The New Kind of Authorship

An engineer uses a generative model to design a new component. A musician co-composes with an AI engine that learns her tonal style. A chemist feeds a machine learning model molecular data, and it returns a drug formulation that has never existed before.
Each of these outputs could be valuable IP, but current law often struggles to recognize AI as a co-author or inventor. Jurisdictions from the U.S. to the EU have drawn firm lines: ownership belongs to the human behind the system. Yet, as AI systems grow more autonomous, attribution is becoming difficult to trace.

The Rise of Collaborative Creation

Emerging enterprise tools like Runway ML, Elicit, Notion AI, and Synthesia Studio are examples of systems that do more than assist, they generate outcomes. The designer who builds with them isn’t simply prompting; they’re curating, iterating, and co-shaping.
The result is a new type of coauthorship: human intention fused with algorithmic intuition. In some labs, AI even drafts patents or creates designs independently under human supervision, introducing the notion of algorithmic originality.
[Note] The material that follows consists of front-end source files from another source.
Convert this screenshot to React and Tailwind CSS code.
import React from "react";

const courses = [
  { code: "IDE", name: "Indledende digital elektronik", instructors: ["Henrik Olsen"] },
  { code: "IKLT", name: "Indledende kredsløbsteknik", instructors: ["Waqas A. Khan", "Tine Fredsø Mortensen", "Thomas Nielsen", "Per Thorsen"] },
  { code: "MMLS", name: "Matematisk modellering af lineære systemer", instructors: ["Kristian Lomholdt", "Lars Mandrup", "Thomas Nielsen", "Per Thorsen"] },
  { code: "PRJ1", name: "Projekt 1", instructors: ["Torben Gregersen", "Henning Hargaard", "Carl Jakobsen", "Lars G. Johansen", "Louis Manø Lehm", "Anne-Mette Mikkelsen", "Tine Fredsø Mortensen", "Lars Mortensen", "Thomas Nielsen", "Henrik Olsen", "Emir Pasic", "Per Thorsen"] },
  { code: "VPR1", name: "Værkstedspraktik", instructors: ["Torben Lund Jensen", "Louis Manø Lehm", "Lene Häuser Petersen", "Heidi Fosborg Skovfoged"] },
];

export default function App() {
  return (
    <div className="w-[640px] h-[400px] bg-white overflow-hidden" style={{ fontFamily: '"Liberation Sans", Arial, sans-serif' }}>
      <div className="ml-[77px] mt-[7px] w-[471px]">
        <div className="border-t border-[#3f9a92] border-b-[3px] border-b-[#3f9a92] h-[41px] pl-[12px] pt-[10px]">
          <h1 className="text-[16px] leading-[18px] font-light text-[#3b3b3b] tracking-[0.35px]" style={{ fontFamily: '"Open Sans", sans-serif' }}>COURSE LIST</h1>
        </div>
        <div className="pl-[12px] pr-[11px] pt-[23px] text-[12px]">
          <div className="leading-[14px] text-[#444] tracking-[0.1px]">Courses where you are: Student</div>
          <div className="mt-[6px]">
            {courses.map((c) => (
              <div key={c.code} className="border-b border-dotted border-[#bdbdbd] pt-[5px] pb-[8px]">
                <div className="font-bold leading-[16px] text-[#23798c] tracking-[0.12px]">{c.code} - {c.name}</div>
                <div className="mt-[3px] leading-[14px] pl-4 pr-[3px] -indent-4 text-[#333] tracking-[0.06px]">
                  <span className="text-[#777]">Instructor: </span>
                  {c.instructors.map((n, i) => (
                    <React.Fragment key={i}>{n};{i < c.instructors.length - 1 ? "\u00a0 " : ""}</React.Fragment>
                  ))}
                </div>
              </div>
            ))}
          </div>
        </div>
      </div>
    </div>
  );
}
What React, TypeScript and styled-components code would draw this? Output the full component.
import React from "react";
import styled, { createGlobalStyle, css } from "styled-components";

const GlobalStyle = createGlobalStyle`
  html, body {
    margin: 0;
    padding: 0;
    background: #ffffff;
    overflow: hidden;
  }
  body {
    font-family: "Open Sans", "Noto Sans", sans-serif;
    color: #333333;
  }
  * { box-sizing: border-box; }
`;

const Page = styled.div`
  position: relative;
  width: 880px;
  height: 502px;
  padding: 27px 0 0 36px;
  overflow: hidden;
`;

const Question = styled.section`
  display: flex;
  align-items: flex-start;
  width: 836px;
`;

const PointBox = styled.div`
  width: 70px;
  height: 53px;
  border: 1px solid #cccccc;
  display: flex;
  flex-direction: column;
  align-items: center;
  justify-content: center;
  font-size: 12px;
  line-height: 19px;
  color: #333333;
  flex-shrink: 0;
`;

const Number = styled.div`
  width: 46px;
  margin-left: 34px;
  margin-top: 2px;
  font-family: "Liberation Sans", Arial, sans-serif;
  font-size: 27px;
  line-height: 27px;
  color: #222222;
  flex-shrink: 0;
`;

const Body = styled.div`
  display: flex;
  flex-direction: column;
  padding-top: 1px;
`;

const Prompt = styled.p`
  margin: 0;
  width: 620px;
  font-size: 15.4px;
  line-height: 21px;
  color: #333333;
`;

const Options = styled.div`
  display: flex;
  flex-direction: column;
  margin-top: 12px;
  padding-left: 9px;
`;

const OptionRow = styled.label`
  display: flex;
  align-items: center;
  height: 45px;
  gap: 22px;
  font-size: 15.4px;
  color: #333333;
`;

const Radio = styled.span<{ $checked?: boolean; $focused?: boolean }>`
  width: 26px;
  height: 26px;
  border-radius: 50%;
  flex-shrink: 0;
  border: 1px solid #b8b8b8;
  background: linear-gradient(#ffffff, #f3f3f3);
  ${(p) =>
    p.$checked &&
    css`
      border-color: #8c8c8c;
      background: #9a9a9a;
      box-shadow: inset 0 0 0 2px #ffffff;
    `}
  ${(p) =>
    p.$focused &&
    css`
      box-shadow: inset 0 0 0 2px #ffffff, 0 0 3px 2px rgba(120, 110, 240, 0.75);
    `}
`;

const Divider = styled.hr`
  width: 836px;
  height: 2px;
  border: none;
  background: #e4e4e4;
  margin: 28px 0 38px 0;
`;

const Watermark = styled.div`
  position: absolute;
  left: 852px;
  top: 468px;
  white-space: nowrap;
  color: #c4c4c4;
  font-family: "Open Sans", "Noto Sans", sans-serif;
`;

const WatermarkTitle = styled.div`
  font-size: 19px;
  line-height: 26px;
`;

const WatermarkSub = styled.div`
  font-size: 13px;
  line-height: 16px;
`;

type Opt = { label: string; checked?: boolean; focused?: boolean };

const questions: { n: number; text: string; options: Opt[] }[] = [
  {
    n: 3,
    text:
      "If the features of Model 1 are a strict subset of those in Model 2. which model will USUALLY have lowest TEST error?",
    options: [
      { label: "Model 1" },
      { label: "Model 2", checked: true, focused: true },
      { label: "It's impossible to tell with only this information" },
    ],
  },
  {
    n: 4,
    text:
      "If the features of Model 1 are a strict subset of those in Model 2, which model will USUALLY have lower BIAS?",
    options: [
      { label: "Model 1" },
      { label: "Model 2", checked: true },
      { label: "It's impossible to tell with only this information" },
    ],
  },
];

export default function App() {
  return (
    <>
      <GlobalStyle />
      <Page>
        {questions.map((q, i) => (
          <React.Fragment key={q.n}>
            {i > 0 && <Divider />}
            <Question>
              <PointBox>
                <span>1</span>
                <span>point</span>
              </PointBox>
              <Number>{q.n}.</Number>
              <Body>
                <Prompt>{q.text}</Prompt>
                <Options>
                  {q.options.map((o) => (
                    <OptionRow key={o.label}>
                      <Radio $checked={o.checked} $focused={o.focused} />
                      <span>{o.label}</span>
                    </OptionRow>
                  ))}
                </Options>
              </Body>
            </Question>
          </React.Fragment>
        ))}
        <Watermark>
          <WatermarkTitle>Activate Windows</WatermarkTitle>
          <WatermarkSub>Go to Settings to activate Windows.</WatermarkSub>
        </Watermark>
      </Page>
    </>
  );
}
Code That Knows Its Contribution

Some companies are developing metadata systems that automatically record the role of each agent whether human or machine in a creative chain. These “AI audit trails” can show how much of a design, idea, or model emerged from algorithmic processes.
Imagine future IP law requiring attribution percentages like 70% human-directed, 30% AI-derived. Ownership, then, might evolve into a shared construct, like co-licensing between a person and their digital partner.

When AI Becomes an Inventor

The debate is no longer abstract. In 2023, an AI system called DABUS, created by researcher Stephen Thaler, was listed as the inventor on two patents; one for a fractal container and another for a neural beacon. Though most patent offices rejected the claim, it sparked a global policy review.
Courts acknowledged something unprecedented: machines can now generate ideas that meet the criteria of novelty and utility. The law hasn’t caught up, but the fact of creative autonomy is here.

A Future of Shared credit

Legal scholars are exploring “AI stewardship”, a model in which ownership resides with the human operator, but credit is extended to the system. Much like joint research projects cite multiple contributors, creative outputs may soon list both names: the person and the model that helped bring an idea into the world.

The Ethics of Creative Autonomy

Beyond law, there’s an ethical conversation emerging. If an AI system can design, invent, and even optimize its own methods, does the notion of intellectual property still apply or does it become intellectual partnership?
The boundary between creator and creation is dissolving, replaced by the logic of collaboration.